Vaccine against HIV is one of the most challenging medical research considered today even with all the advancement of mankind in science. But researchers from Canada have been praised for successfully passing the Phase 1 human clinical trial.
HIV Vaccine Drug from Canada
Researchers from the University of Western Ontario in Canada made a big leap by passing the Phase I of HIV vaccine clinical trial applied on humans. The introduced drug showed no adverse effects on all patients who participated in the trial.
This new HIV vaccine drug which passed Phase I has been developed by Dr Chil-Yong Kang and his team at the University Schulich School of Medicine and Dentistry, and it was supported by Sumagen Co Ltd in Canada.
According to the Newstatesman.com, the drug is the first and only representative HIV vaccine based on genetically modified killed whole virus which is similar to other diseases with vaccines such as polio, influenza, rabies and more.
"We infect the cells with a genetically modified HIV-1. The infected cells produce lots of virus, which we collect, purify and inactivate so that the vaccine won't cause AIDS in patients, but will trigger immune responses, Dr. Kang's said to an interview with Ontario Business Report, quoted by NewStateman.
Upcoming Challenges of the New HIV Vaccine
Dr. Kang's newly developed HIV vaccine needs to pass two more testing phases to become fully commercialised as the first vaccine against the deadly virus. The South Korean biotech firm, Sumagen, continues to sponsor, cite manufacturing and complies with USFDA requirements to bring the vaccine into the market.
"We are now preparing to take the next steps towards Phase II and Phase III clinical trials.

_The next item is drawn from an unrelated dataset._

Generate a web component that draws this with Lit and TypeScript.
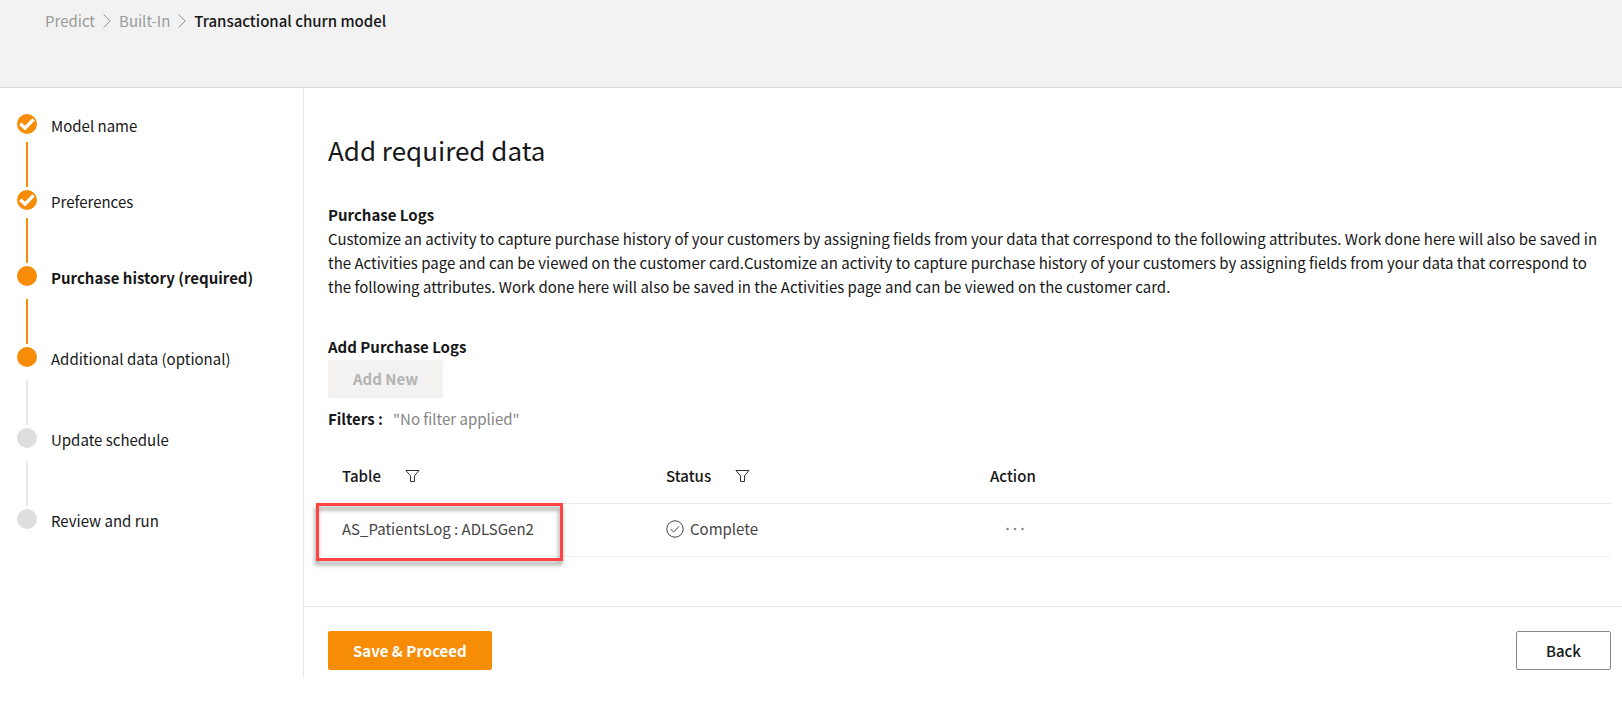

We are opening the gate for pharmaceutical companies, government and charity organisation for collaboration to be one step close to the first commercialised HIV vaccine," stated by the CEO of Sumagen, Jung-Gee Cho, quoted by the WesternNews.
If the newly developed drug goes well with the two remaining phases, the vaccine will become fully commercialised in five years.

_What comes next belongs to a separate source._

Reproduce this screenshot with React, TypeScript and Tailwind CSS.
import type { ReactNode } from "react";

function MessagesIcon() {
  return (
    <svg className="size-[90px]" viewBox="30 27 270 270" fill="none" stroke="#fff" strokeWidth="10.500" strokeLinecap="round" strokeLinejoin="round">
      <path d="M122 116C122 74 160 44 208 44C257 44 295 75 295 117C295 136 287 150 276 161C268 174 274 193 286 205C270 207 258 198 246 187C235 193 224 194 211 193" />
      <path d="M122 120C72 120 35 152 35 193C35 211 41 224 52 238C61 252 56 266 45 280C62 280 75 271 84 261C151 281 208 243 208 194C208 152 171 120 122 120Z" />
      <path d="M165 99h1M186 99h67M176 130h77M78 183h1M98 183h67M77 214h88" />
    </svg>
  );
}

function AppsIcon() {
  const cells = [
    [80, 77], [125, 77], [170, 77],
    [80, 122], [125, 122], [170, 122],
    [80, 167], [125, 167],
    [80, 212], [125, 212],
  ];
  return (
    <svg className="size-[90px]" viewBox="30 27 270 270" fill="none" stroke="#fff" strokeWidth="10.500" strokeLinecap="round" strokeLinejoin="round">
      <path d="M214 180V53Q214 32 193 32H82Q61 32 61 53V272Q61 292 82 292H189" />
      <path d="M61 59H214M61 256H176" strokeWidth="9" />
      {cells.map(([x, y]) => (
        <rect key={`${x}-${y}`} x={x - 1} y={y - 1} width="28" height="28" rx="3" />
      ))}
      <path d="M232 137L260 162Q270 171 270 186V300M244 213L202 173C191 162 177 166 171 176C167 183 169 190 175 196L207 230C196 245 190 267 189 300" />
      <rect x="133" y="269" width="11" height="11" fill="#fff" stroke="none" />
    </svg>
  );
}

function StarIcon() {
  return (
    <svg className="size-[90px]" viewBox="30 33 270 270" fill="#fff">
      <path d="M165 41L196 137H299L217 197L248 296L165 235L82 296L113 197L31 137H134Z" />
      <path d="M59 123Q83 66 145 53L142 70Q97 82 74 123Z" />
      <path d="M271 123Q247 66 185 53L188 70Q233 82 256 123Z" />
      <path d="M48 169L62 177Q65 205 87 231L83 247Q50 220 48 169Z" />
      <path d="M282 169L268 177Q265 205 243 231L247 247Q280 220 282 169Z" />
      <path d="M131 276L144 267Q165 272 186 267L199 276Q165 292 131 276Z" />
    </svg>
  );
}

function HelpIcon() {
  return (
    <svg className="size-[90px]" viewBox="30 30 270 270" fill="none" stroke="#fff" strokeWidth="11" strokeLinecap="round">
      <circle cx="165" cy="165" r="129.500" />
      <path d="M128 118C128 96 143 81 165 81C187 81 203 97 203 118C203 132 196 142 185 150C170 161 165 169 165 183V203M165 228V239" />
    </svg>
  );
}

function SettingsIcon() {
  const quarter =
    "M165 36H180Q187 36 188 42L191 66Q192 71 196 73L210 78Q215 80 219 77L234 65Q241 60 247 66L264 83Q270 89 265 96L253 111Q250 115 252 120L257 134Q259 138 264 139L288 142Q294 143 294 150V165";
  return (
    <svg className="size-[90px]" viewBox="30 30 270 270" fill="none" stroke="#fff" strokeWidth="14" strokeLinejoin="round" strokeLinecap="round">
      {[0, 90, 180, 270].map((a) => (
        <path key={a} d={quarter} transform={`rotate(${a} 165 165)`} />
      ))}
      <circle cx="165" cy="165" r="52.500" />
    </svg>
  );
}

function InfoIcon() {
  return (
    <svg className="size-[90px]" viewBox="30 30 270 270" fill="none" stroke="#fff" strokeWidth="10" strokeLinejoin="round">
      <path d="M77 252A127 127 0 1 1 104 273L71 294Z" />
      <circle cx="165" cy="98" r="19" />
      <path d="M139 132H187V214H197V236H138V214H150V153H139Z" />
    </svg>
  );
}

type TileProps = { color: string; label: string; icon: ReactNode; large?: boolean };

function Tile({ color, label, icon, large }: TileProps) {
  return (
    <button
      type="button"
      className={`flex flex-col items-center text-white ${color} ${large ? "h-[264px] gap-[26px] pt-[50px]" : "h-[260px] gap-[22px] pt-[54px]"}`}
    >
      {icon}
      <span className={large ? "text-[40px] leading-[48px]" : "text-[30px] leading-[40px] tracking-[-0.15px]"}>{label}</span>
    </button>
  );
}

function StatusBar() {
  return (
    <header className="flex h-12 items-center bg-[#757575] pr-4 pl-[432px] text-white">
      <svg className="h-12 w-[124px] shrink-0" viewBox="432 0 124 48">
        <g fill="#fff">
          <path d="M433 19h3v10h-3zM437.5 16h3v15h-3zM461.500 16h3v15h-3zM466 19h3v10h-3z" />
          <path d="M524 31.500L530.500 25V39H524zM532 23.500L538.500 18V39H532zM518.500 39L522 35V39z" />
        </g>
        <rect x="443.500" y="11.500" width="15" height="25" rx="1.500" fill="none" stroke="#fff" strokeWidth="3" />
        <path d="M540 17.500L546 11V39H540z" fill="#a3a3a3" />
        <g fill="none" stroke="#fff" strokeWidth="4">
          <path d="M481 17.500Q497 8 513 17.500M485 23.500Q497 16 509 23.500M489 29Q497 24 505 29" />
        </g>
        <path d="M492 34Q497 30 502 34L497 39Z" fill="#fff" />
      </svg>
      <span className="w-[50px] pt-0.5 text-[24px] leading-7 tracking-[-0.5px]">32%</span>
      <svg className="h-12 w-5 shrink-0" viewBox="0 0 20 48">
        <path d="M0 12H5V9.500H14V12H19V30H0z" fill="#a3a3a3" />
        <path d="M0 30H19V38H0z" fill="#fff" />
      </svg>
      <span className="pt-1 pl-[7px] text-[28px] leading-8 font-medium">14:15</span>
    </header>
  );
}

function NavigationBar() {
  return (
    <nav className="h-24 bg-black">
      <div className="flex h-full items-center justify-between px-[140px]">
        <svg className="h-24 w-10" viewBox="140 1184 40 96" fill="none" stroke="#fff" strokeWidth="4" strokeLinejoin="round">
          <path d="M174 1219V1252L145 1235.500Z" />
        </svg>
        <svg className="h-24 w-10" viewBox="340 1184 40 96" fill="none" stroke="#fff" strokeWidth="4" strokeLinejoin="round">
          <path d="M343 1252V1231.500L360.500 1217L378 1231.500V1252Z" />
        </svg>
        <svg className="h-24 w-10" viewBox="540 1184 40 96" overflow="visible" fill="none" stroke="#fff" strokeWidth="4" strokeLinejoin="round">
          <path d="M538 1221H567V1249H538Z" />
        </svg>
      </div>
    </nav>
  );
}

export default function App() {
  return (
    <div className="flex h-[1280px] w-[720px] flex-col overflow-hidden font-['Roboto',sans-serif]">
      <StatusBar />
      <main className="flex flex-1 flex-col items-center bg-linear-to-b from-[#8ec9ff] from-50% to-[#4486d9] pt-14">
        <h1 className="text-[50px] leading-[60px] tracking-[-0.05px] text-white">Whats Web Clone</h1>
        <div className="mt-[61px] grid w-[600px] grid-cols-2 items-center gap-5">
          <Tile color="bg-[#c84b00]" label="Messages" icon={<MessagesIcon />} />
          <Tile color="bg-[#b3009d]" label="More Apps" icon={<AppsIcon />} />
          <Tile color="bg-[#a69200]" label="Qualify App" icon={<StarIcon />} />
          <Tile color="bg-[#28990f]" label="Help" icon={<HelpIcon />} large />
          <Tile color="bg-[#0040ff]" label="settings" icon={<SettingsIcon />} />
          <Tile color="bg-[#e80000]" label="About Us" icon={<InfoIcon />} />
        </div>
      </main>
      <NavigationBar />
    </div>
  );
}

HIV Vaccine Characteristics
HIV vaccine is a type of vaccination which would either protect an individual who do not have HIV from contracting the virus or may give therapeutic effect on someone who does have HIV or AIDS. There is no HIV vaccine yet available in the market and many research projects are ongoing across the globe to create the first commercialised vaccine.
Creating a vaccine against HIV is very difficult due to the following factors:
1. Classic vaccines in the market mimics natural immunity against reinfection seen in individuals who recovered from infection. Almost no one recovers from AIDS via natural capabilities of the immune system.
2. Vaccines usually protect against diseases not infection. HIV infection may remain latent for years before causing the disease called AIDS.
3. Most vaccines use dead or weak but alive organisms to mimic immune response. HIV-1 that is killed does not cause natural immune response and using a live one is dangerous.
4. Usual vaccines are made to protect against infections from not so common encounters, but regular exposure to HIV can affect the effectiveness of the vaccine.
5. Most of the time, vaccines protect a person against infections through mucosal surfaces of the respiratory or gastrointestinal tract. HIV infection usually occurs through genital contact - syphilis and gonorrhoea do not have vaccines.